By Dave Simpson, Cowboy State Daily columnist
Some swell thoughts and observations as the process of selecting the leader of the free world careens through the primary election stage:
– The fresh young face, the guy full of pep and get-up-and-go, this election year is now President Donald J. Trump, at a callow 73 years old.
Our go-go president, whipping up big crowds at the drop of a Make America Great Again hat, has now dislodged Mayor Pete Buttigieg as the only viable youngster in the race, no doubt attracting the support of woke young people everywhere.
“We don’t want some old guy,” young people are no doubt saying. “We want the guy who’s only 73!”
This comes as Joe Biden, who is 77, has established himself as the Comeback Septuagenarian, launching into angry, finger-pointing screeds at those who dare doubt his inevitability, like an old guy yelling at kids to get off his lawn. Let him talk long enough, and he’ll get to the word salad stage, sputtering random, disconnected words, and it becomes a do-it-yourself project figuring out what the ding-dong heck Joe is trying to say this time.
(Don’t believe me? Here’s what Biden said in Texas: “We hold these truths to be self evident. All men and women created by, you know, you know, the thing.” If Joe is elected, all we can do is pray and put our fate in the hands of “you know, you know, The Thing.”)
And then, at 78, we have Democratic Socialist Bernie Sanders, who gesticulates wildly like Elizabeth Warren, shooting out his arms when giving a speech, then wiggling his hands like he’s writing a big check in the air. (We don’t have to make payment on Bernie’s big air checks, at least for now.)
Bernie keeps pointing out what’s right about Cuba and Fidel, making folks out here in Flyover Country ask, “What’s THAT all about?”
Biden and Sanders would be octogenarians by the time they finished the term of office they now seek. Which makes a late-term sexagenarian (not as sexy as it sounds) like me wonder if they haven’t pondered the joys of a senior-discount morning coffee group at McDonalds, with a bunch of retired guys their own age. Why deprive yourself of retirement into your 80s? Who needs the stress of being leader of the free world?
Haven’t they ever walked into a room and forgotten what they came there to get? Of course, if you’re president, the guy with the nuclear launch codes follows you around, and he could remind you what you came there to get. So, there’s that. And you have plenty of doctors and nurses around, in case a rotator cuff or knee goes bad on you.
I’m going with young and energetic Donald Trump.

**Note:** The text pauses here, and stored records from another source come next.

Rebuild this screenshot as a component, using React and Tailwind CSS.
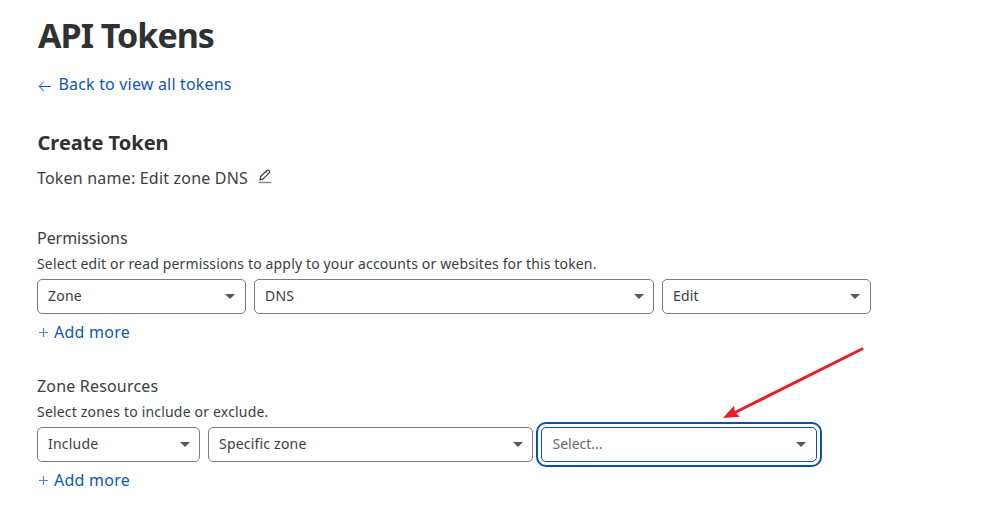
function Caret() {
  return (
    <svg width="10" height="5" viewBox="0 0 10 5" className="shrink-0" aria-hidden="true">
      <path d="M0 0h10L5 5z" fill="#56585a" />
    </svg>
  );
}

function Select({ label, className, placeholder = false }) {
  return (
    <button
      type="button"
      className={`flex h-[35px] items-center justify-between rounded-[5px] border bg-white text-[14px] leading-5 ${className} ${
        placeholder
          ? "border-[#0b50ad] pl-[10.5px] text-[#66686a] outline-2 outline-offset-3 outline-[#0b50ad]"
          : "border-[#7a7c7e] pl-[10px] tracking-[0.2px] text-[#3b3e3f]"
      }`}
    >
      <span className="-mt-px">{label}</span>
      <Caret />
    </button>
  );
}

function AddMore() {
  return (
    <a className="mt-[6px] flex h-6 items-center gap-[6px] pl-px text-[16px] leading-6 tracking-[0.25px] text-[#0f57b5]">
      <svg width="10" height="10" viewBox="0 0 10 10" fill="none" stroke="#4f86cc" aria-hidden="true">
        <path d="M5.5 1v9M1 5.5h9" strokeWidth="1.2" />
      </svg>
      <span>Add more</span>
    </a>
  );
}

function Section({ title, titleClass, hint, hintClass, children }) {
  return (
    <section>
      <h3 className={`h-6 text-[16px] leading-6 ${titleClass}`}>{title}</h3>
      <p className={`mt-[4px] h-5 text-[14px] leading-5 ${hintClass}`}>{hint}</p>
      <div className="mt-[5px] flex gap-2">{children}</div>
      <AddMore />
    </section>
  );
}

export default function App() {
  return (
    <main className="relative h-[517px] w-[985px] overflow-hidden bg-white pt-[11px] pl-[37px] font-['Noto_Sans',sans-serif] text-[#3b3e3f]">
      <h1 className="h-12 pl-px text-[34px] leading-[48px] font-bold tracking-[-0.98px] text-[#2f3132]">API Tokens</h1>
      <a className="mt-[13px] flex h-6 items-center gap-2 pl-px text-[16px] leading-6 tracking-[0.18px] text-[#0f57b5]">
        <svg width="13" height="12" viewBox="0 0 13 12" fill="none" stroke="currentColor" className="mt-[3px]" aria-hidden="true">
          <path d="M5.8 1.6L1.2 6.5 5.8 11.2M1.2 6.5H13" />
        </svg>
        <span className="-ml-[0.5px]">Back to view all tokens</span>
      </a>
      <h2 className="mt-8 h-[30px] pl-[0.5px] text-[20px] leading-[30px] font-bold text-[#2f3132]">Create Token</h2>
      <div className="mt-2 flex h-6 items-center gap-[10px] text-[16px] leading-6 tracking-[0.2px]">
        <span>Token name: Edit zone DNS</span>
        <svg width="14" height="15" viewBox="0 0 14 15" fill="none" stroke="#3f4244" className="-mt-[3px]" aria-hidden="true">
          <path d="M1.9 10.9L2.7 7.5 8.8 1.5Q9.8.7 10.7 1.5L11.2 2Q12.1 2.9 11.2 3.9L5.1 9.9Z" strokeWidth="1.2" strokeLinejoin="round" />
          <path d="M7.9 2.5L10.2 4.7" strokeWidth="0.7" />
          <path d="M.5 13.5h13" stroke="#808284" strokeWidth="1.4" />
        </svg>
      </div>
      <div className="mt-9">
        <Section
          title="Permissions"
          titleClass="tracking-[-0.05px]"
          hint="Select edit or read permissions to apply to your accounts or websites for this token."
          hintClass="tracking-[0.15px]"
        >
          <Select label="Zone" className="w-[209px] pr-[10px]" />
          <Select label="DNS" className="w-[400px] pr-[9px]" />
          <Select label="Edit" className="w-[209px] pr-[10px]" />
        </Section>
      </div>
      <div className="mt-[30px]">
        <Section
          title="Zone Resources"
          titleClass="tracking-[0.18px]"
          hint="Select zones to include or exclude."
          hintClass="tracking-[0.19px]"
        >
          <Select label="Include" className="w-[163px] pr-[9px]" />
          <Select label="Specific zone" className="w-[325px] pr-[9px]" />
          <Select label="Select..." className="w-[276px] pr-[10px]" placeholder />
        </Section>
      </div>
      <svg className="absolute top-[340px] left-[715px]" width="155" height="85" viewBox="715 340 155 85" aria-hidden="true">
        <path d="M862 349L735 412.5" stroke="#df252c" strokeWidth="3" strokeLinecap="round" />
        <path d="M723 418L734 405.8 734.8 411.8 739.8 416.7Z" fill="#ed1c24" />
      </svg>
    </main>
  );
}
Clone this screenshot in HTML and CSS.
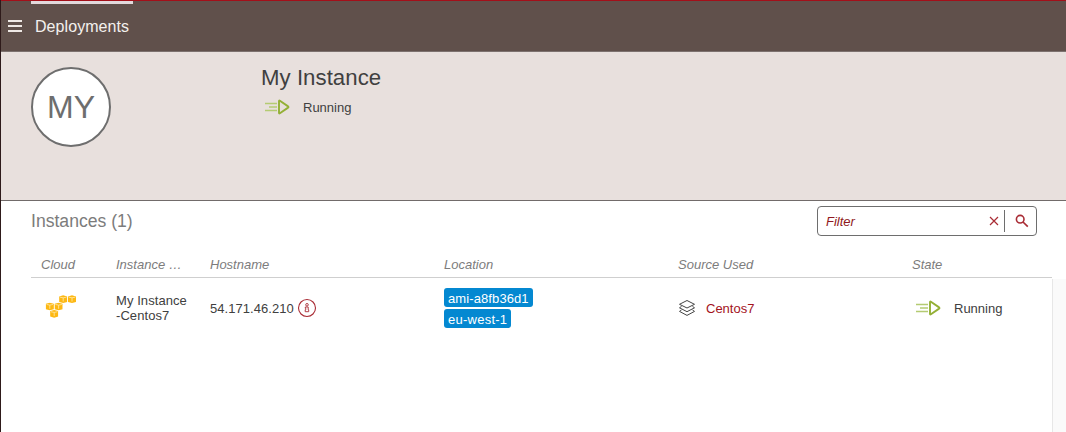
FILE: index.html
```html
<!DOCTYPE html>
<html lang="en">
<head>
<meta charset="utf-8">
<title>Deployments</title>
<link rel="stylesheet" href="styles.css">
</head>
<body>
<svg class="defs" width="0" height="0">
  <symbol id="run" viewBox="0 0 26 16">
    <path d="M1 4.5h12M5 8h8M1 11.5h12" fill="none" stroke="#b4cb72" stroke-width="1.4"/>
    <path d="M15 2.2v11.6q0 1 .9.4l8.200-5.600q.8-.6 0-1.200l-8.200-5.600q-.9-.6-.9.4z" fill="none" stroke="#94b036" stroke-width="1.9" stroke-linejoin="round"/>
  </symbol>
  <symbol id="box" viewBox="0 0 9 9">
    <path d="M.2 1.6 4.500.4 8.800 1.600V7.400L4.500 8.600.2 7.400z" fill="#fdb813"/>
    <path d="M1 2.300 4.500 3 8 2.300M4.500 3V7" fill="none" stroke="#ffedb8" stroke-width=".8"/>
  </symbol>
</svg>
<div class="app">
  <header class="topbar">
    <svg class="menu" viewBox="0 0 14 12"><path d="M0 1h14M0 6h14M0 11h14" stroke="#eee8e5" stroke-width="2"/></svg>
    <div class="tab">Deployments</div>
  </header>
  <section class="banner">
    <div class="avatar">MY</div>
    <div class="summary">
      <h1 class="title">My Instance</h1>
      <div class="state"><svg class="run"><use href="#run"/></svg><span>Running</span></div>
    </div>
  </section>
  <main class="content">
    <div class="toolbar">
      <h2 class="heading">Instances (1)</h2>
      <div class="filter">
        <span class="placeholder">Filter</span>
        <svg class="clear" viewBox="0 0 10 10"><path d="M1 1l8 8M9 1l-8 8" stroke="#a92c35" stroke-width="1.2"/></svg>
        <span class="divider"></span>
        <svg class="search" viewBox="0 0 14 14"><circle cx="5.2" cy="5.2" r="3.8" fill="none" stroke="#a92c35" stroke-width="1.6"/><path d="M8 8l4.8 4.6" stroke="#a92c35" stroke-width="1.7"/></svg>
      </div>
    </div>
    <div class="row head">
      <span>Cloud</span><span>Instance …</span><span>Hostname</span><span>Location</span><span>Source Used</span><span>State</span>
    </div>
    <div class="body">
      <div class="row data">
        <div class="cloud">
          <svg width="32" height="24" viewBox="0 0 32 24">
            <use href="#box" x="14" y="1" width="8.4" height="8.4"/>
            <use href="#box" x="22.8" y="1" width="8.4" height="8.4"/>
            <use href="#box" x="0.6" y="8.3" width="8.4" height="8.4"/>
            <use href="#box" x="9.4" y="8.3" width="8.4" height="8.4"/>
            <use href="#box" x="5" y="15.6" width="8.4" height="8.4"/>
          </svg>
        </div>
        <div class="name">My Instance<br>-Centos7</div>
        <div class="host"><span>54.171.46.210</span>
          <svg width="20" height="20" viewBox="0 0 20 20" fill="none" stroke="#a92c35"><circle cx="10" cy="10" r="8.5" stroke-width="1.1"/><circle cx="10" cy="6.800" r="1.300" stroke-width=".9"/><path d="M8.300 9h2.900v2.800h.5v1.900H8.200v-1.900h.6V10.300h-.5z" stroke-width=".9"/></svg>
        </div>
        <div class="tags"><span class="tag">ami-a8fb36d1</span><span class="tag region">eu-west-1</span></div>
        <div class="source">
          <svg width="18" height="18" viewBox="0 0 18 18" fill="none" stroke="#444" stroke-width="1" stroke-linejoin="round"><path d="M9 1.500l7.500 3.800L9 9 1.500 5.300zM3.500 7.400l-2 1.400L9 12.700l7.500-3.900-2-1.400M3.500 11l-2 1.400L9 16.400l7.500-4-2-1.400"/></svg>
          <span>Centos7</span>
        </div>
        <div class="state"><svg class="run"><use href="#run"/></svg><span>Running</span></div>
      </div>
      <div class="scrollbar"></div>
    </div>
  </main>
</div>
</body>
</html>
```
FILE: styles.css
```css
* { box-sizing: border-box; }
body {
  margin: 0;
  font: 13px/15px "Liberation Sans", Arial, sans-serif;
  color: #404040;
  background: #fff;
}
.defs { display: block; height: 0; }
.app {
  height: 432px;
  display: flex;
  flex-direction: column;
  border-left: 1px solid #2e1a1a;
  overflow: hidden;
}
.topbar {
  height: 52px;
  flex: none;
  display: flex;
  align-items: flex-start;
  background: #60504b;
  border-top: 1px solid #a30f19;
  border-bottom: 1px solid #7d726f;
}
.menu { width: 14px; height: 12px; margin: 19px 9px 0 7px; }
.tab {
  width: 102px;
  height: 50px;
  padding-left: 4px;
  border-top: 3px solid #e2d9dc;
  font-size: 16px;
  line-height: 45px;
  letter-spacing: .07px;
  color: #f4f0ee;
}
.banner {
  height: 149px;
  flex: none;
  display: flex;
  padding: 15px 0 0 30px;
  background: #e8e0dd;
  border-bottom: 1px solid #716b6a;
}
.avatar {
  width: 80px;
  height: 80px;
  border: 2px solid #6e6e6e;
  border-radius: 50%;
  background: #fff;
  color: #6e6e6e;
  font-size: 32px;
  line-height: 76px;
  text-align: center;
}
.summary { margin-left: 150px; }
.title { margin: -2px 0 0; font-size: 22.2px; line-height: 26px; font-weight: 400; letter-spacing: .05px; }
.state { display: flex; align-items: center; gap: 13px; }
.summary .state { margin: 8px 0 0 3px; }
.run { width: 26px; height: 16px; }
.content { flex: 1; display: flex; flex-direction: column; padding-left: 30px; }
.toolbar { height: 50px; display: flex; justify-content: space-between; padding: 5px 29px 0 0; }
.heading { margin: 0; font-size: 17.6px; line-height: 30px; font-weight: 400; color: #7c7c7c; }
.filter {
  width: 220px;
  height: 30px;
  display: flex;
  align-items: center;
  padding: 0 7px 0 8px;
  border: 1px solid #6e6e6e;
  border-radius: 4px;
}
.placeholder { flex: 1; font-style: italic; color: #8f1820; }
.clear { width: 10px; height: 10px; }
.divider { width: 1px; height: 22px; margin: 0 10px 0 5px; background: #6e6e6e; }
.search { width: 14px; height: 14px; }
.row { width: 1021px; display: grid; grid-template-columns: 85px 94px 234px 234px 234px 140px; }
.head {
  height: 27px;
  font-style: italic;
  line-height: 27px;
  color: #7c7c7c;
  border-bottom: 1px solid #cfcfcf;
}
.head span:first-child { padding-left: 10px; }
.body { flex: 1; display: flex; }
.data { height: 60px; align-items: center; }
.name { letter-spacing: .07px; }
.cloud { padding-left: 14px; height: 28px; }
.host { display: flex; align-items: center; gap: 3px; letter-spacing: .05px; }
.tags { display: flex; flex-direction: column; align-items: flex-start; gap: 2px; }
.tag { height: 19px; padding: 0 4px; line-height: 21px; letter-spacing: .1px; border-radius: 3px; background: #0488d1; color: #fff; }
.region { letter-spacing: .25px; }
.source { display: flex; align-items: center; gap: 10px; color: #a3131d; }
.data .state { padding-left: 3px; }
.scrollbar { flex: 1; margin-top: 1px; background: #fafafa; border-left: 1px solid #e7e7e7; }
```
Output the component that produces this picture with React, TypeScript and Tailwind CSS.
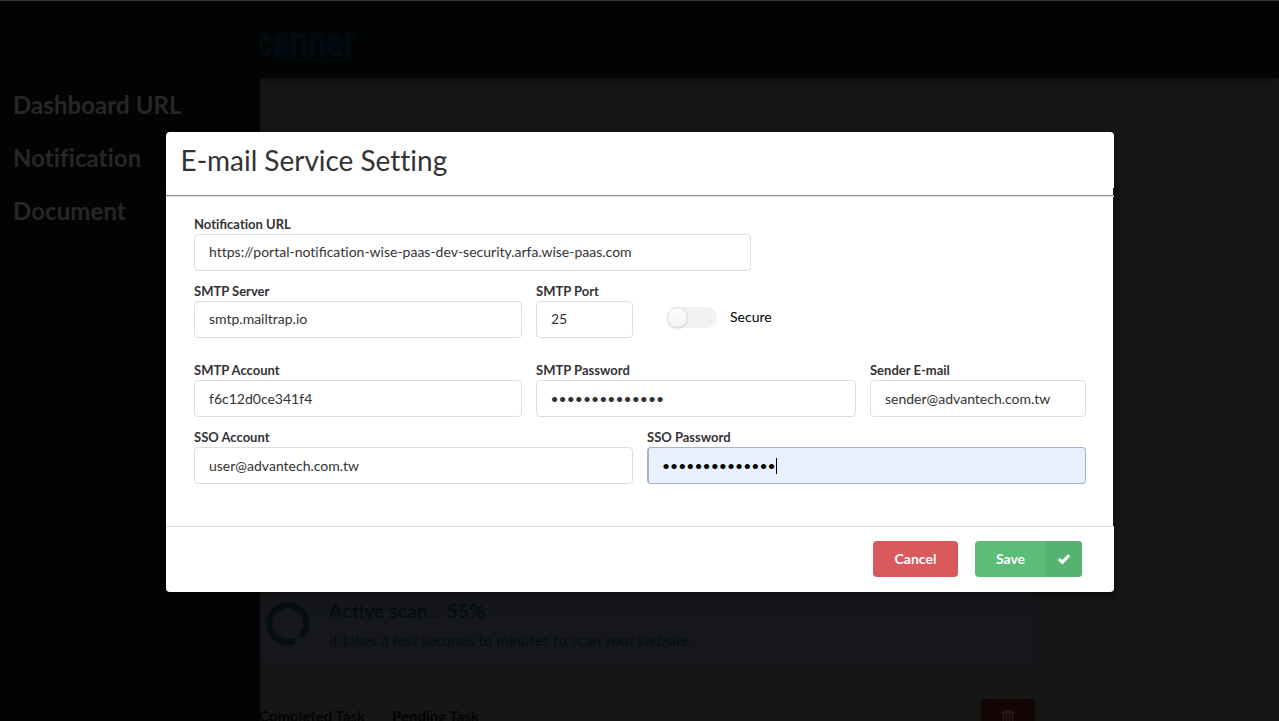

I don’t want to hear about the virtues of Cuba from Bernie, or seek guidance from “The Thing” to figure out what Joe Biden is saying this time.
I look at this as a youth movement.
– Farmers everywhere in our great country, who grow the food on our tables, are no doubt having a good laugh now that Michael “Call me Mike” Bloomberg dropped out of the presidential race after spending $500 million to secure a grand total of four delegate votes (from American Samoa).
You’ll recall that Bloomberg told a gathering a few years back that it doesn’t take much “gray matter” to be a farmer. All you do is make a hole, put a seed in it, cover it up, water it, and you get corn.
Well, I spent some years in the fabulously fertile farm country of Central Illinois – home of the best soil on planet Earth – and I could have told Michael/Mike that he was seriously underestimating the gray matter of farmers. They have to be mechanics, biologists, chemists, truck drivers, money managers, economists, savvy gamblers, and more, to succeed in a brutal business in which a late spring, bugs, lack of rain, too much rain, low prices, or a long list of other factors can spell disaster.
Michael/Mike thinks he’s smarter than a farmer. But I know of no farmer who ever spent $500 million and only managed to get four plants to sprout.